Ask God to give you wisdom and patience in how you build trust. And also, ask Him to purify your own motives. Words are powerful—but they mean little if the heart behind them is selfish or deceptive.
Reflection Questions:
- Are you careful to match your words with a sincere heart?
- Do you give your trust based on the fruit of people’s actions and not just their charm?
- Who in your life do you need to observe more prayerfully before drawing close?
10. Proverbs 26:27–28 — Evil Backfires and Truth Matters
“Whoever digs a pit will fall into it; if someone rolls a stone, it will roll back on them. A lying tongue hates those it hurts, and a flattering mouth works ruin.”
Main lesson:
When people plan harm for others—whether through lies, manipulation, or hidden schemes—they often end up caught in their own trap. It might not happen immediately, but God has built a pattern into the world: what you sow, you eventually reap.
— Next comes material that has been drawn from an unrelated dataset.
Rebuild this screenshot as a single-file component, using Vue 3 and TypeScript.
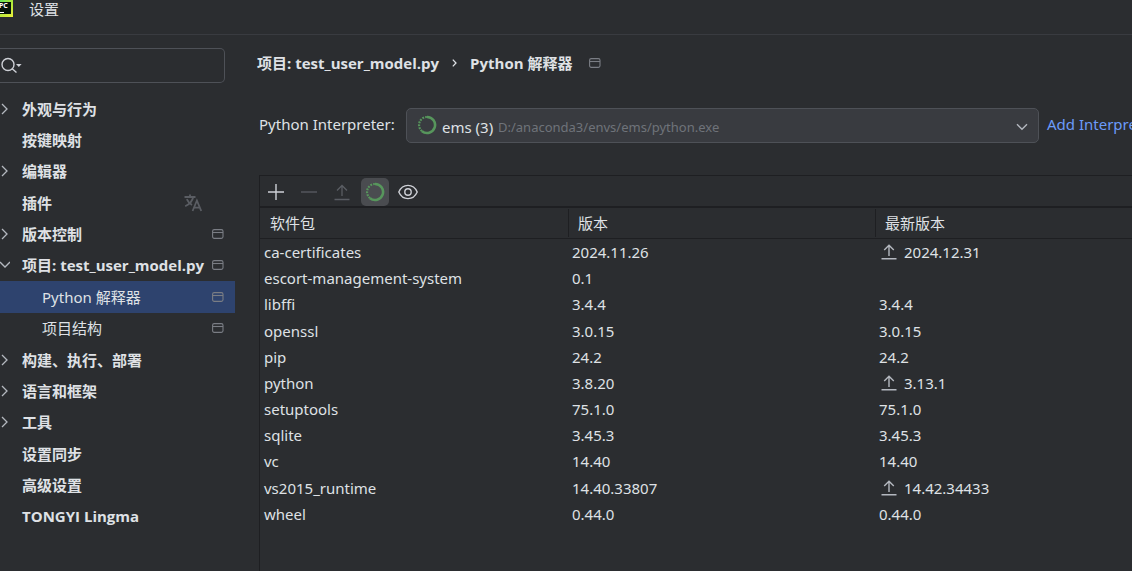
<script setup lang="ts">
import { ref } from 'vue'

interface NavItem {
  label: string
  arrow?: 'right' | 'down'
  child?: boolean
  project?: boolean
  translate?: boolean
}

interface Pkg {
  name: string
  version: string
  latest: string
  upgrade?: boolean
}

const nav: NavItem[] = [
  { label: '外观与行为', arrow: 'right' },
  { label: '按键映射' },
  { label: '编辑器', arrow: 'right' },
  { label: '插件', translate: true },
  { label: '版本控制', arrow: 'right', project: true },
  { label: '项目: test_user_model.py', arrow: 'down', project: true },
  { label: 'Python 解释器', child: true, project: true },
  { label: '项目结构', child: true, project: true },
  { label: '构建、执行、部署', arrow: 'right' },
  { label: '语言和框架', arrow: 'right' },
  { label: '工具', arrow: 'right' },
  { label: '设置同步' },
  { label: '高级设置' },
  { label: 'TONGYI Lingma' },
]

const packages: Pkg[] = [
  { name: 'ca-certificates', version: '2024.11.26', latest: '2024.12.31', upgrade: true },
  { name: 'escort-management-system', version: '0.1', latest: '' },
  { name: 'libffi', version: '3.4.4', latest: '3.4.4' },
  { name: 'openssl', version: '3.0.15', latest: '3.0.15' },
  { name: 'pip', version: '24.2', latest: '24.2' },
  { name: 'python', version: '3.8.20', latest: '3.13.1', upgrade: true },
  { name: 'setuptools', version: '75.1.0', latest: '75.1.0' },
  { name: 'sqlite', version: '3.45.3', latest: '3.45.3' },
  { name: 'vc', version: '14.40', latest: '14.40' },
  { name: 'vs2015_runtime', version: '14.40.33807', latest: '14.42.34433', upgrade: true },
  { name: 'wheel', version: '0.44.0', latest: '0.44.0' },
]

const selected = ref('Python 解释器')
const search = ref('')
const interpreter = ref('ems')
</script>

<template>
  <div class="window">
    <header class="titlebar">
      <svg class="logo" width="13" height="18" viewBox="0 0 13 18" aria-hidden="true">
        <defs>
          <linearGradient id="logo-edge" x1="0" y1="0" x2="1" y2="1">
            <stop offset="0" stop-color="#3fe06a" />
            <stop offset="0.5" stop-color="#a8e83a" />
            <stop offset="1" stop-color="#ecf03c" />
          </linearGradient>
        </defs>
        <rect x="-6" y="0" width="19" height="17" fill="url(#logo-edge)" />
        <rect x="-4" y="2" width="15" height="12" fill="#06140a" />
        <text x="-1" y="8" font-size="7" font-weight="700" fill="#ffffff">PC</text>
        <rect x="0" y="12" width="4" height="1" fill="#ffffff" />
      </svg>
      <span>设置</span>
    </header>

    <div class="body">
      <aside class="sidebar">
        <div class="search">
          <svg width="22" height="18" viewBox="0 0 22 18" fill="none" aria-hidden="true">
            <circle cx="8" cy="7.5" r="6" stroke="#ced0d6" stroke-width="1.4" />
            <path d="M12.2 11.7L16.5 15.6" stroke="#ced0d6" stroke-width="1.4" />
            <path d="M16 7H21.6L18.8 10Z" fill="#ced0d6" />
          </svg>
          <input v-model="search" type="text" aria-label="搜索设置" />
        </div>
        <nav class="tree">
          <button
            v-for="item in nav"
            :key="item.label"
            type="button"
            class="node"
            :class="{ child: item.child, active: item.label === selected }"
            @click="selected = item.label"
          >
            <span class="arrow">
              <svg v-if="item.arrow === 'right'" width="10" height="12" viewBox="0 0 10 12" fill="none" aria-hidden="true">
                <path d="M2 1L7 6L2 11" stroke="#b4b8bf" stroke-width="1.3" />
              </svg>
              <svg v-else-if="item.arrow === 'down'" width="10" height="12" viewBox="0 0 10 12" fill="none" aria-hidden="true">
                <path d="M0 3L5 8L10 3" stroke="#b4b8bf" stroke-width="1.3" />
              </svg>
            </span>
            <span class="label">{{ item.label }}</span>
            <svg v-if="item.translate" class="translate" width="18" height="18" viewBox="0 0 18 18" fill="none" stroke="#5a5d63" stroke-width="1.8" aria-hidden="true">
              <path d="M0.5 3H11.5M6 0.5V3M9.2 3C8.6 6.2 5.5 10.2 1.2 12.2M2.8 5.2C4 8 5.8 9.7 8 11" />
              <path d="M8.6 17L12.9 6.5L17.2 17M10.2 13.6H15.6" />
            </svg>
            <svg v-if="item.project" class="project" width="12" height="12" viewBox="0 0 12 12" fill="none" aria-hidden="true">
              <rect x="0.6" y="1.6" width="10.4" height="8.8" rx="1.6" stroke="#7a7d84" stroke-width="1.1" />
              <path d="M1 4.5H11" stroke="#7a7d84" stroke-width="1.1" />
            </svg>
          </button>
        </nav>
      </aside>

      <main class="content">
        <div class="crumbs">
          <span>项目: test_user_model.py</span>
          <svg width="5" height="8" viewBox="0 0 5 8" fill="none" aria-hidden="true">
            <path d="M0.8 0.6L4 4L0.8 7.4" stroke="#dfe1e5" stroke-width="1.3" />
          </svg>
          <span>Python 解释器</span>
          <svg width="12" height="12" viewBox="0 0 12 12" fill="none" aria-hidden="true">
            <rect x="0.6" y="1.6" width="10.4" height="8.8" rx="1.6" stroke="#7a7d84" stroke-width="1.1" />
            <path d="M1 4.5H11" stroke="#7a7d84" stroke-width="1.1" />
          </svg>
        </div>

        <div class="interpreter">
          <label for="interpreter">Python Interpreter:</label>
          <div class="combo">
            <select id="interpreter" v-model="interpreter">
              <option value="ems">ems (3)</option>
            </select>
            <svg class="spinner" width="20" height="20" viewBox="0 0 20 20" fill="none" aria-hidden="true">
              <path d="M10 2A8 8 0 1 1 5 16.2" stroke="#57965c" stroke-width="2.6" />
              <path d="M5 16.2A8 8 0 0 1 10 2" stroke="#57965c" stroke-width="2.2" stroke-dasharray="1.8 1.1" />
            </svg>
            <span class="path">D:/anaconda3/envs/ems/python.exe</span>
            <svg class="chevron" width="12" height="8" viewBox="0 0 12 8" fill="none" aria-hidden="true">
              <path d="M1 1.2L6 6.2L11 1.2" stroke="#b4b8bf" stroke-width="1.4" />
            </svg>
          </div>
          <a href="#">Add Interpreter</a>
        </div>

        <section class="packages">
          <div class="toolbar">
            <button type="button" aria-label="安装">
              <svg width="18" height="18" viewBox="0 0 18 18" aria-hidden="true">
                <path d="M9 1V17M1 9H17" stroke="#ced0d6" stroke-width="1.4" />
              </svg>
            </button>
            <button type="button" aria-label="卸载" disabled>
              <svg width="18" height="18" viewBox="0 0 18 18" aria-hidden="true">
                <path d="M1 9H17" stroke="#5a5d63" stroke-width="1.3" />
              </svg>
            </button>
            <button type="button" aria-label="升级" disabled>
              <svg width="18" height="18" viewBox="0 0 18 18" fill="none" aria-hidden="true">
                <path d="M9 13V3M4 7.5L9 2.5L14 7.5M1.5 16.5H16.5" stroke="#5a5d63" stroke-width="1.3" />
              </svg>
            </button>
            <button type="button" class="on" aria-label="使用 Conda 软件包管理器">
              <svg width="20" height="20" viewBox="0 0 20 20" fill="none" aria-hidden="true">
                <path d="M10 2A8 8 0 1 1 5 16.2" stroke="#57965c" stroke-width="2.6" />
                <path d="M5 16.2A8 8 0 0 1 10 2" stroke="#57965c" stroke-width="2.2" stroke-dasharray="1.8 1.1" />
              </svg>
            </button>
            <button type="button" aria-label="显示早期版本">
              <svg width="20" height="16" viewBox="0 0 20 16" fill="none" stroke="#ced0d6" stroke-width="1.4" aria-hidden="true">
                <path d="M0.8 8C2.6 3.8 6 1.4 10 1.4S17.4 3.8 19.2 8C17.4 12.2 14 14.6 10 14.6S2.6 12.2 0.8 8Z" />
                <circle cx="10" cy="8" r="3.2" />
              </svg>
            </button>
          </div>

          <table>
            <colgroup>
              <col class="c-name" />
              <col class="c-version" />
              <col />
            </colgroup>
            <thead>
              <tr>
                <th scope="col"><span>软件包</span></th>
                <th scope="col"><span>版本</span></th>
                <th scope="col"><span>最新版本</span></th>
              </tr>
            </thead>
            <tbody>
              <tr v-for="pkg in packages" :key="pkg.name">
                <td>{{ pkg.name }}</td>
                <td>{{ pkg.version }}</td>
                <td>
                  <span class="latest">
                    <svg v-if="pkg.upgrade" width="19" height="18" viewBox="0 0 19 18" fill="none" aria-hidden="true">
                      <path d="M10 13V2.5M5.2 7L10 2.2L14.8 7M2.5 15.8H17.5" stroke="#b4b8bf" stroke-width="1.4" />
                    </svg>
                    {{ pkg.latest }}
                  </span>
                </td>
              </tr>
            </tbody>
          </table>
        </section>
      </main>
    </div>
  </div>
</template>

<style>
body {
  margin: 0;
  background: #2b2d30;
}
</style>

<style scoped>
.window {
  display: flex;
  flex-direction: column;
  min-height: 100vh;
  overflow: hidden;
  background: #2b2d30;
  color: #dfe1e5;
  font-family: "Noto Sans", "Noto Sans CJK SC", sans-serif;
  font-size: 15px;
  line-height: 20px;
}
button,
input,
select {
  font: inherit;
  color: inherit;
}
button {
  margin: 0;
  padding: 0;
  border: 0;
  background: none;
}
svg {
  display: block;
  flex: none;
}
.titlebar {
  display: flex;
  align-items: flex-start;
  gap: 16px;
  height: 34px;
  border-bottom: 1px solid #393b40;
}
.titlebar span {
  line-height: 18px;
}
.body {
  display: flex;
  flex: 1;
}
.sidebar {
  flex: none;
  width: 235px;
  padding-top: 13px;
}
.search {
  display: flex;
  align-items: center;
  height: 33px;
  margin-right: 10px;
  border: 1px solid #4e5157;
  border-left: 0;
  border-radius: 0 5px 5px 0;
}
.search input {
  flex: 1;
  min-width: 0;
  padding: 0 4px;
  border: 0;
  outline: 0;
  background: none;
}
.tree {
  display: grid;
  grid-auto-rows: 1fr;
  min-height: 439px;
  margin-top: 10px;
}
.node {
  display: flex;
  align-items: center;
  padding-right: 11px;
  text-align: left;
  font-family: "Open Sans", "Noto Sans CJK SC", sans-serif;
  font-weight: 700;
}
.node.child {
  padding-left: 20px;
  font-family: "Noto Sans", "Noto Sans CJK SC", sans-serif;
  font-weight: 400;
}
.node.active {
  background: #2e436e;
}
.arrow {
  flex: none;
  width: 22px;
}
.label {
  flex: 1;
  white-space: nowrap;
}
.translate {
  margin-right: 22px;
}
.content {
  display: flex;
  flex: 1;
  flex-direction: column;
  min-width: 0;
  padding: 18px 0 0 24px;
}
.crumbs {
  display: flex;
  align-items: center;
  gap: 13px;
  margin-left: -2px;
  font-family: "Open Sans", "Noto Sans CJK SC", sans-serif;
  font-weight: 700;
}
.crumbs svg:last-child {
  margin-left: 4px;
}
.interpreter {
  display: flex;
  align-items: center;
  gap: 8px;
  margin-top: 35px;
  white-space: nowrap;
}
.interpreter label,
.interpreter a {
  padding-bottom: 3px;
}
.interpreter label {
  min-width: 139px;
}
.interpreter a {
  flex: none;
  width: 85px;
  color: #6b9bfa;
  text-decoration: none;
}
.combo {
  display: grid;
  flex: 1;
  align-items: center;
  min-width: 0;
}
.combo > * {
  grid-area: 1 / 1;
}
.combo select {
  height: 35px;
  padding: 2px 30px 0 35px;
  border: 1px solid #4e5157;
  border-radius: 5px;
  outline: 0;
  background: #393b40;
  appearance: none;
}
.combo svg,
.combo .path {
  pointer-events: none;
}
.spinner {
  margin: 0 0 2px 11px;
}
.path {
  margin-left: 92px;
  padding-top: 3px;
  color: #6f737a;
  font-size: 13px;
}
.chevron {
  justify-self: end;
  margin: 2px 11px 0 0;
}
.packages {
  flex: 1;
  margin-top: 32px;
  border: solid #1e1f22;
  border-width: 1px 0 0 1px;
}
.toolbar {
  display: flex;
  align-items: center;
  gap: 5px;
  height: 29px;
  padding: 1px 0 0 2px;
  border-bottom: 2px solid #1e1f22;
}
.toolbar button {
  display: grid;
  place-items: center;
  width: 28px;
  height: 28px;
  border-radius: 5px;
}
.toolbar .on {
  background: #4a4c50;
}
table {
  width: 100%;
  height: 319px;
  table-layout: fixed;
  border-spacing: 0;
}
.c-name {
  width: 308px;
}
.c-version {
  width: 307px;
}
th {
  height: 30px;
  padding: 0;
  border-bottom: 1px solid #1e1f22;
  text-align: left;
  font-weight: 400;
}
th span {
  display: block;
  padding: 4px 10px;
}
th + th span {
  border-left: 1px solid #1e1f22;
  padding-left: 9px;
}
td {
  padding: 0 4px;
}
.latest {
  display: flex;
  align-items: center;
  gap: 6px;
}
</style>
Lying doesn’t just mislead—it reveals a kind of hatred toward the one being misled. Over-flattery is no better. It may sound kind, but it’s often used to control or gain favor rather than offer real encouragement.
God values honesty and integrity. He sees what’s hidden and promises to deal justly with those who intentionally deceive.
Application:
Start by being honest with yourself about the way you use words. If you’ve fallen into the habit of stretching the truth, downplaying your actions, or flattering others to get approval, ask God to help you change. Small compromises can slowly weaken your integrity and cause others to lose trust in you.
Instead, choose to speak clearly, sincerely, and with care. When people know you mean what you say, your relationships become more secure. Truthfulness, paired with humility and genuine love, earns lasting trust.
Reflection Questions:
- Do you sometimes say things with hidden motives rather than out of sincerity?
- Are you tempted to bend the truth or flatter others to be liked or avoid discomfort?
- How can you practice truthfulness in a way that deepens trust in your relationships?